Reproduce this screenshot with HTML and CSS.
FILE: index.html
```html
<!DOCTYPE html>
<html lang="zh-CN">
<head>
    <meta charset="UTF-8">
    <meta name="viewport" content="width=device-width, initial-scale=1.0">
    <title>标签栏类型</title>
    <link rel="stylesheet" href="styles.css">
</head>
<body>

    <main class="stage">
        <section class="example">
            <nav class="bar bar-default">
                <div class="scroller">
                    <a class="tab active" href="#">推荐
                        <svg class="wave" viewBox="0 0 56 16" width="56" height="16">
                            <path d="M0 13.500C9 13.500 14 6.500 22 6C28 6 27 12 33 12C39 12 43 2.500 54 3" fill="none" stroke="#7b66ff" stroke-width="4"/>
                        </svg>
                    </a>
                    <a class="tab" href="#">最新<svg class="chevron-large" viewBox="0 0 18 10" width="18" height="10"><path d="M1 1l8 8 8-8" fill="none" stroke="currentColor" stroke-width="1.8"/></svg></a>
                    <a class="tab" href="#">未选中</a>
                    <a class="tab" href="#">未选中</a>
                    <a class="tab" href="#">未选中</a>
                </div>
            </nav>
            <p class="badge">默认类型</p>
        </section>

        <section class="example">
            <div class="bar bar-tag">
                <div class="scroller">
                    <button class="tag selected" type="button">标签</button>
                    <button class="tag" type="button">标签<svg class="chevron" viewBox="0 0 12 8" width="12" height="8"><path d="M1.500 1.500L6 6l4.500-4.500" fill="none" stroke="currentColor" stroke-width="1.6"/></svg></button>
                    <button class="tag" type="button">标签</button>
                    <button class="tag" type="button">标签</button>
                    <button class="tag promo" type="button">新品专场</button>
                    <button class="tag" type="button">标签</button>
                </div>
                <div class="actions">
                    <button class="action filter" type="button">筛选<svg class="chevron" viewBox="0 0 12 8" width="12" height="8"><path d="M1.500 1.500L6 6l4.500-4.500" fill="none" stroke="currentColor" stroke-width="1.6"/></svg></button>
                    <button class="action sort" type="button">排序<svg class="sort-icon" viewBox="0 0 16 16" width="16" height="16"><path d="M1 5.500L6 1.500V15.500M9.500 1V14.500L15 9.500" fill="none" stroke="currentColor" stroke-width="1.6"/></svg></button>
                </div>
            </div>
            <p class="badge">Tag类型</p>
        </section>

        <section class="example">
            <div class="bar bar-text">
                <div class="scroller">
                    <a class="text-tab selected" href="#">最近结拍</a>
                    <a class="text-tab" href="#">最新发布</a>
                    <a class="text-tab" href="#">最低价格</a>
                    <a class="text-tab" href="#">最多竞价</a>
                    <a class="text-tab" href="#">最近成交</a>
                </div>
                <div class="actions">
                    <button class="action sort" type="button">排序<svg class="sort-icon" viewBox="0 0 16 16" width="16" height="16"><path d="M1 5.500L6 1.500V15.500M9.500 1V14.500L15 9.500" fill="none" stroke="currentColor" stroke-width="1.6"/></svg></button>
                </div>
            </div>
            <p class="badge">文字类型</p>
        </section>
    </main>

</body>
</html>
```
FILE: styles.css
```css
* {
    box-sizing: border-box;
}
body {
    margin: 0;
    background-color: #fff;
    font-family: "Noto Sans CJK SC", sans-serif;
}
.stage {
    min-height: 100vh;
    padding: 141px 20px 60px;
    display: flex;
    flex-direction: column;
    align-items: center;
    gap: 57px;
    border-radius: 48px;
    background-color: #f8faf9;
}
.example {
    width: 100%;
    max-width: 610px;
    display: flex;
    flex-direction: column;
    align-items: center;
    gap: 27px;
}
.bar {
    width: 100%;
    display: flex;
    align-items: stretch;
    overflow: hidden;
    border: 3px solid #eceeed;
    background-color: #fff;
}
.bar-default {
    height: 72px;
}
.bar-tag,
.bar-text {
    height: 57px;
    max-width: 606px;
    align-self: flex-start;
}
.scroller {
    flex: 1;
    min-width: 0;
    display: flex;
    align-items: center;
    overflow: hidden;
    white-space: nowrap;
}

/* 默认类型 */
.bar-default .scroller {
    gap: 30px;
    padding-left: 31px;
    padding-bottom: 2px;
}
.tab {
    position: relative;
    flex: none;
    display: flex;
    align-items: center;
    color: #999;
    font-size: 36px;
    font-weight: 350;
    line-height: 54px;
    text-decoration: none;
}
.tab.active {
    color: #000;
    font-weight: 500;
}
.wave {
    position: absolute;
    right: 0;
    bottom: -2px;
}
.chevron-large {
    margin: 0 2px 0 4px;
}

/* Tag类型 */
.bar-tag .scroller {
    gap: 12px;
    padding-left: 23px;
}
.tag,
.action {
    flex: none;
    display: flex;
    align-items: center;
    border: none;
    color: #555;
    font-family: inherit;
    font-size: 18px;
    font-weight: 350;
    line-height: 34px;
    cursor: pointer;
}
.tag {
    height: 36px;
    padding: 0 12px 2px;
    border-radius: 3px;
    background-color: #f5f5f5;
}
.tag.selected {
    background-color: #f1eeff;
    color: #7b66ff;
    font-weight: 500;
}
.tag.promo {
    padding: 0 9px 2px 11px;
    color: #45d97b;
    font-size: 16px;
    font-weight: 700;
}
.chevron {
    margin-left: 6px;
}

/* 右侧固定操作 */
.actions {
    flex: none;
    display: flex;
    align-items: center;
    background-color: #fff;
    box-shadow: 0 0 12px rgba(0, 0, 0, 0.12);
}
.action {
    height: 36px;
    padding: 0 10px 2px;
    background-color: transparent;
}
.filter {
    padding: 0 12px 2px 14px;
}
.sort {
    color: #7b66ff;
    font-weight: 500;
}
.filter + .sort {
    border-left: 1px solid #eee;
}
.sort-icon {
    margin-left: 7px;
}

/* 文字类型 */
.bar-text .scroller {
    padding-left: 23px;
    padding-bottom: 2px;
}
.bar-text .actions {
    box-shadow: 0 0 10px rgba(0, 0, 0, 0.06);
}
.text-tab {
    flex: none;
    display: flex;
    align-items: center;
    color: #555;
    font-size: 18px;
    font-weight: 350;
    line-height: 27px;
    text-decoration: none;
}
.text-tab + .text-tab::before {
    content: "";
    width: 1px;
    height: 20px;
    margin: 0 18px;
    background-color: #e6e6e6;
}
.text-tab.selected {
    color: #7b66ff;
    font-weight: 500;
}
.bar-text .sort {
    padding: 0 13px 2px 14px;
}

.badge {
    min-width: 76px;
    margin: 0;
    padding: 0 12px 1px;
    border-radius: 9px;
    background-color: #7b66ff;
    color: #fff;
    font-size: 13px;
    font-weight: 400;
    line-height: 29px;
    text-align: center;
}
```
...
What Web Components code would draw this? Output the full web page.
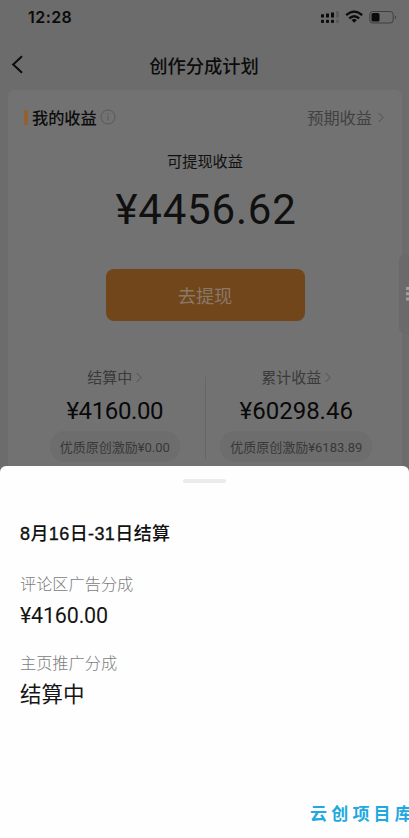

WHAT IS BEING ASKED » Show every line above in which the word "this" occurs.

ANSWER IN FULL »
Reproduce this screenshot with HTML and CSS.
What Web Components code would draw this? Output the full web page.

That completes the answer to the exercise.